The result of these wild oscillations is that each successive episode tends to sound more extreme than its siblings. So the more energetic passages, which begin the piece, progress from sounding muscular and flamboyant – an exercise in blatant showing-off – to a more desperate and confused kind of activity. The trumpets in particular, wonderfully busy in these sections, increasingly take on the quality of a bunch of mad birds chattering randomly away at each other all at once, while the percussion seem obsessed with filling their bars with ever more crashes and splashes. Another way of putting it, and it’s perhaps an odd word to use, is that there’s something dutiful about these episodes: gradually less about a simple display of energy than the compulsive need to appear to be energetic. It’s a subtle and fascinating shift.

Interspersed with these are their polar opposite, sections where Gieshoff could hardly make the music more vague. Perhaps for that very reason, these are by far the work’s most mesmerising passages. Mumbles, rumbles and growls, with a curious sense of Shepard tone-esque rising running through the material, a strange hovering chord and a wraith-like melody combine to form a beautifully odd atmosphere. Its subsequent manifestations turn the piece even more inward, ominously undulating like a choir of dazed sirens, and, near the end, practically bringing the music to a halt with sparse splashes of sound heard in what appears to be encroaching darkness.

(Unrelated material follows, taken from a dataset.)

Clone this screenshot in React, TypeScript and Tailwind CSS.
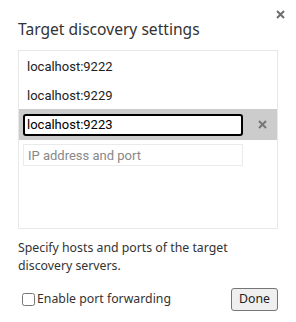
import { useState } from "react";

const hosts = ["localhost:9222", "localhost:9229"];

export default function App() {
  const [editing, setEditing] = useState("localhost:9223");
  const [forwarding, setForwarding] = useState(false);

  return (
    <div className="relative w-[296px] h-[322px] bg-white overflow-hidden rounded-bl-[3px] font-['Noto_Sans',sans-serif] text-[#303030]">
      {/* Close */}
      <button className="absolute right-[10px] top-[8px] w-[12px] h-[12px] flex items-center justify-center text-[#6e6e6e]">
        <svg width="9" height="9" viewBox="0 0 9 9">
          <path d="M1 1L8 8M8 1L1 8" stroke="currentColor" strokeWidth="2" />
        </svg>
      </button>

      <div className="px-[18px] pt-[17px]">
        <div className="text-[15.6px] leading-[24px] text-[#333]">Target discovery settings</div>

        {/* Host list */}
        <div className="mt-[9px] h-[179px] border border-[#e8e8e8] font-['Roboto',sans-serif] text-[13px] text-[#222]">
          {hosts.map((h) => (
            <div key={h} className="h-[29px] flex items-center pl-[8px] pt-[3px]">
              {h}
            </div>
          ))}
          <div className="h-[31px] bg-[#cccccc] flex items-center pl-[4px] pr-[10px]">
            <input
              value={editing}
              onChange={(e) => setEditing(e.target.value)}
              className="w-[220px] h-[22px] border-2 border-black rounded-[3px] bg-white px-[2px] text-[13px] text-black outline-none"
            />
            <span className="ml-auto text-[#777]">
              <svg width="9" height="9" viewBox="0 0 9 9">
                <path d="M1 1L8 8M8 1L1 8" stroke="currentColor" strokeWidth="2" />
              </svg>
            </span>
          </div>
          <div className="pl-[4px] pt-[4px]">
            <input
              placeholder="IP address and port"
              className="w-[220px] h-[22px] border border-[#ebebeb] px-[4px] text-[13px] placeholder:text-[#888] outline-none"
            />
          </div>
        </div>

        <p className="mt-[10px] text-[12.3px] leading-[18px] text-[#333]">
          Specify hosts and ports of the target discovery servers.
        </p>

        <div className="mt-[13px] flex items-center justify-between">
          <label className="flex items-center gap-[2px] text-[12.3px] text-[#333] pl-[4px]">
            <input
              type="checkbox"
              checked={forwarding}
              onChange={(e) => setForwarding(e.target.checked)}
              className="w-[13px] h-[13px] m-0"
            />
            Enable port forwarding
          </label>
          <button className="w-[47px] h-[23px] border border-[#767676] rounded-[3px] bg-[#efefef] text-[12.3px] text-[#222]">
            Done
          </button>
        </div>
      </div>
    </div>
  );
}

And then there are the leftfield twists along the way: a short-lived procession of grotesquery, all chirp and crunk and weirdness that eventually gets taken over by a bass clarinet; and the strange kind of suspension with which the piece comes to an end, neither powerful nor fragile but a mix of whisps and drones that, quite appropriately, brings the work to an entirely inconclusive end. Maybe this particular puzzle doesn’t get solved, but the attempt is exhilarating.

The world première of Burr took place in January 2019, performed by the London Philharmonic Orchestra conducted by Marin Alsop.